Children are disappearing in Derry, Maine. One day playing in the rain, the next vanished without a trace, and none of the adults want to wonder why. It is in this tenor that seven kids, united by their horrific visions of a child-eating clown, come together to fight back against this strange “IT”. Andy Muschietti’s IT (2017) brings together various elements of terror and plot to craft a story about the trauma of childhood. Though the film is riddled with metaphors referencing both abuse and molestation, its ultimate message is one of community.
Based on Stephen King’s notorious novel of the same name, and a remake of the 1990 made-for-TV film, IT has quite the reputation to live up to. Though immersed with references and themes of its predecessors, the film does not purely seek to imitate, rendering comparisons irrelevant to a proper analysis.
What IT gives us is a cast of wholly lovable characters with visible connections and backstories. If Bill Skarsgard’s portrayal of Pennywise the Dancing Clown is lacking, the ragtag team of kids that drive the film makes up for it tenfold. Self-titled the “Loser’s Club”, they consist of a child who stutters, a hypochondriac, an abused poor girl, the “fat” kid, a black homeschooler, a nervous Jewish boy, and a joker with no filter. A common theme of the movie is the complete indifference of the town’s adults, which is alluded to as being a product of Pennywise’s historical influence. As a result of this laxity, the kids find they only have each other to lean on in dealing with this evil, supernatural clown. Adults can’t see IT, and they certainly don’t care much about what IT does. And so, the Loser’s Club find themselves the sole heroes of the narrative, understanding that only together can they defeat this evil .

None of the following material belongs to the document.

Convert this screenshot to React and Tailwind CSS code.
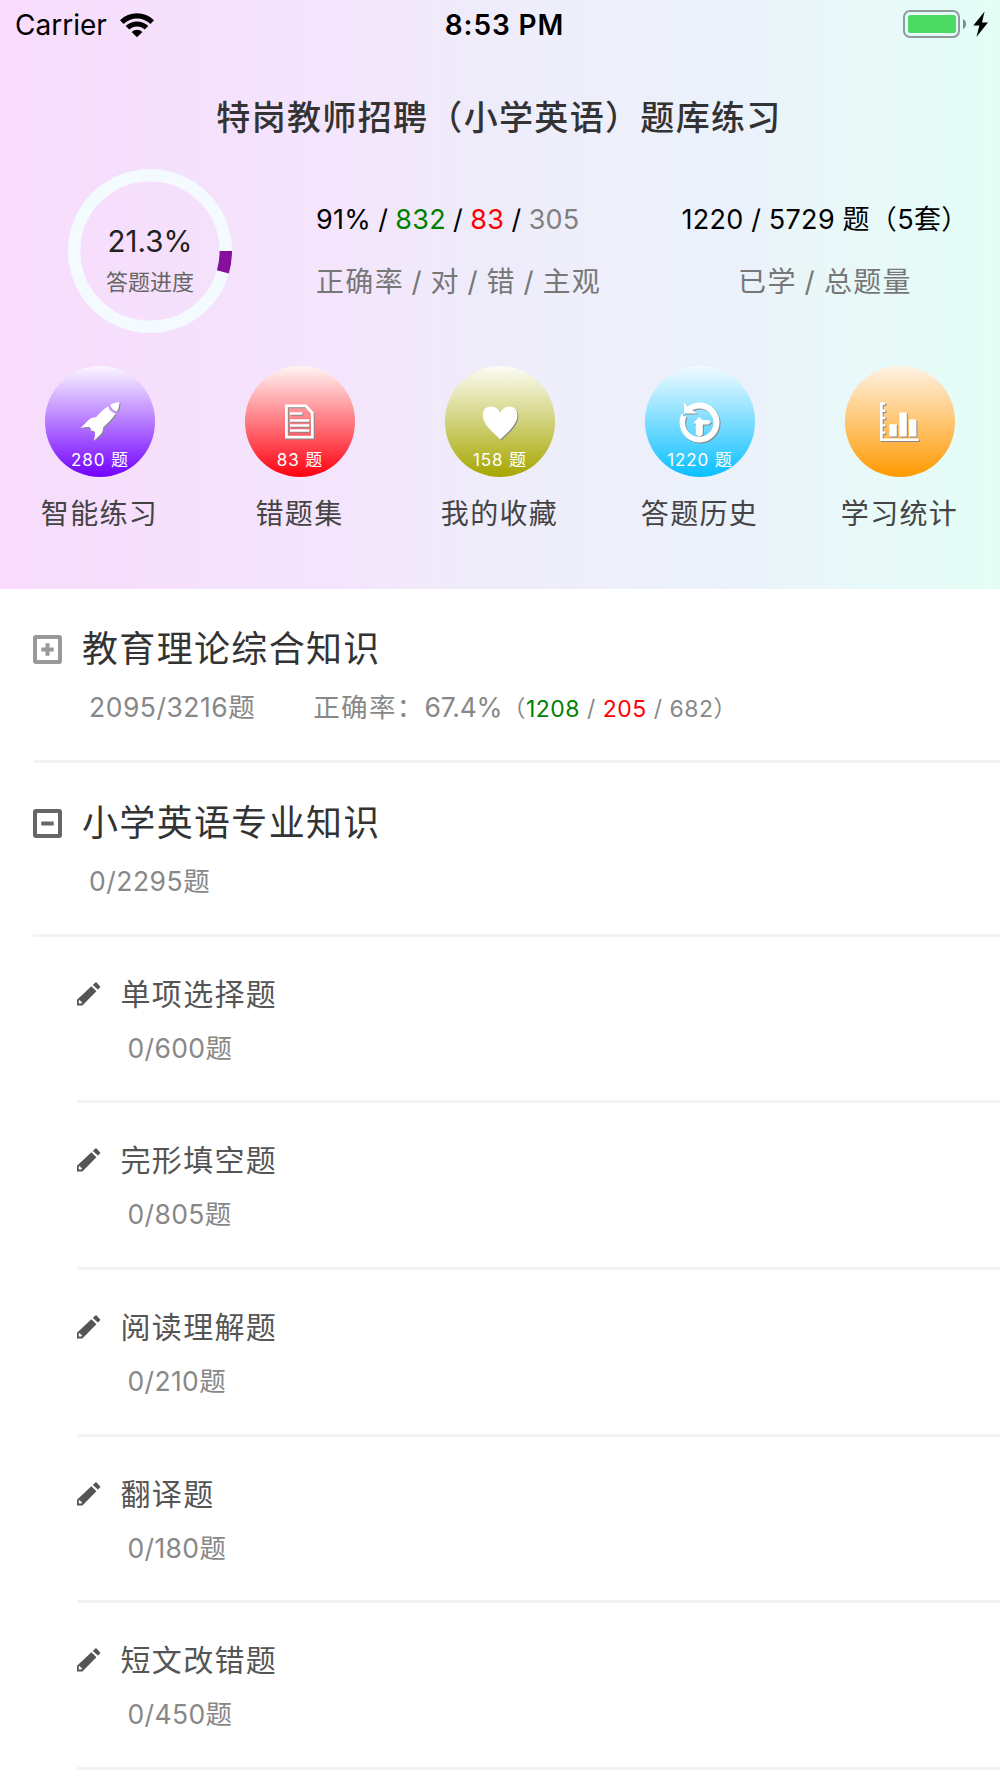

The beautiful message of love and friends being the strongest power of all is countered with darker themes of abuse and pedophilia. IT takes the shape of a clown, a character that frequents child parties and seems to wear a mask of constant, yet deceitful, happiness. There is an intentionality to this that is underlined, as IT only targets children who then cry out for help to blissfully ignorant adults. The trauma the Loser’s Club suffers is a trauma representative of many aspects of childhood, some greater and more terrible than most have encountered. The film does an excellent job of conveying this, IT transforming into what each of the characters’ fear most in order to psychologically torture them to the fullest degree.
While the clear protagonists of the movie strikingly portrayed their individual stories and arcs, the antagonist was almost plain. The infamous character of Pennywise is a large task to take on, for sure, but even without IT’s legendary status, Skarsgard’s performance seems to fall short. A near excess of special effects and the exaggerated concept of the “scary clown” dulled the terrifying aspects of Pennywise. The grotesque forms IT takes throughout the film were far more frightening than any moment of Skarsgard’s performance. Whether this is a directing error or a character building one, the movie’s promises of the classic clown of terror fall short.
Heavy themes, hilarious dialogue, and horrifying imagery are what tie together the loose ends of IT. Whether you live and breathe the horror genre or abhor it, IT is worth a trip to the movies. The film does deliver a worthy horror performance, yet the larger narrative and captivating characters are what drive IT’s appeal. It’s a tale of friendship just as much, if not more, than a tale of terror. The movie displays to its audience a powerful message, that even in the most dreadful of circumstances, loyal, solid friends are all you need. Especially if you’re fighting an evil clown.